As I watched, I realized how much the iconic "mentoring relationship" would change by the time the "boomer generation" entered the world of business... circa 1987. By then, Oliver Stone's hit "Wall Street" would depict an exploitive, new twist to this age-old paradigm, as young and ambitious Bud Fox (Charlie Sheen), an '80s analog for Peter Campbell, asks the successful, sinister and sleazy Gordon Gekko (Michael Douglas) to show him the way.

Sunday night, I found myself dumbfounded to realize that Draper had willingly re-caste himself as Peter Campbell's savior, in striking contrast to his formerly sinful self. Season Four's Don Draper had been far more akin to the '80s Gordon Gekko. But now, Matthew Weiner had once more stirred the pot, turning bad guys good ... and good guys bad.

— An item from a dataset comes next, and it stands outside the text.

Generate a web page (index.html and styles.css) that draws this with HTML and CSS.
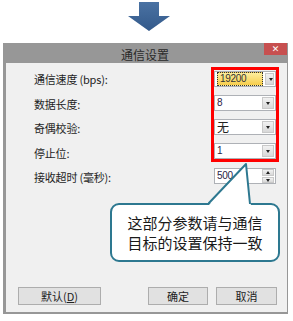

Draper's moral ascent counters Pete Campbell's sudden, and seemingly complete, moral decline. We watch, with fascination, as Campbell prepares to sleep with a prostitute, who asks him when getting under way, "What role would you like me to play?" She quickly runs through several unappealing scenarios (the seductress, the innocent ingénue) before hitting a nerve with the supplicant. As she bows before Campbell on the bed, she appeals to his ego, "You're my King?" she offers, as Campbell's devilish smile suddenly fills the screen.